Update whitelisted CIDRs

To modify the whitelisted CIDRs for HTTPS or SSH access, update the following variables in the kxi-terraform.env file:

HCL

Copy

# List of IPs or Subnets that will be allowed VPN access as well as SSH access
# to the bastion host for troubleshooting VPN issues.
TF_VAR_bastion_whitelist_ips=["192.168.0.1/32", "192.168.0.2/32"]

# List of IPs or Subnets that will be allowed HTTPS access
TF_VAR_insights_whitelist_ips=["192.168.0.1/32", "192.168.0.2/32"]

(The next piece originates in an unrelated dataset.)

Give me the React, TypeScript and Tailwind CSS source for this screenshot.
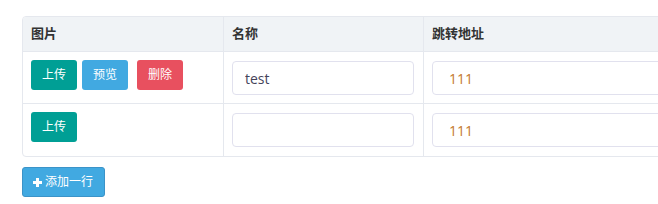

Once you have updated these with the correct CIDRs, run the deploy script:

Linux

Windows

Bash

Copy

./scripts/deploy-cluster.sh

Batch

Copy

.\scripts\deploy-cluster.bat

Note

You can specify up to three CIDRs, as this is the default limit imposed by the maximum number of allowed NACL rules. To use more than three, you must request a quota increase from AWS for the relevant account.

Existing VPC notes

If you are deploying to an existing VPC, you need to ensure that the public subnets that are used do not restrict traffic over http (80) and https (443) from the sources you wish to access insights from.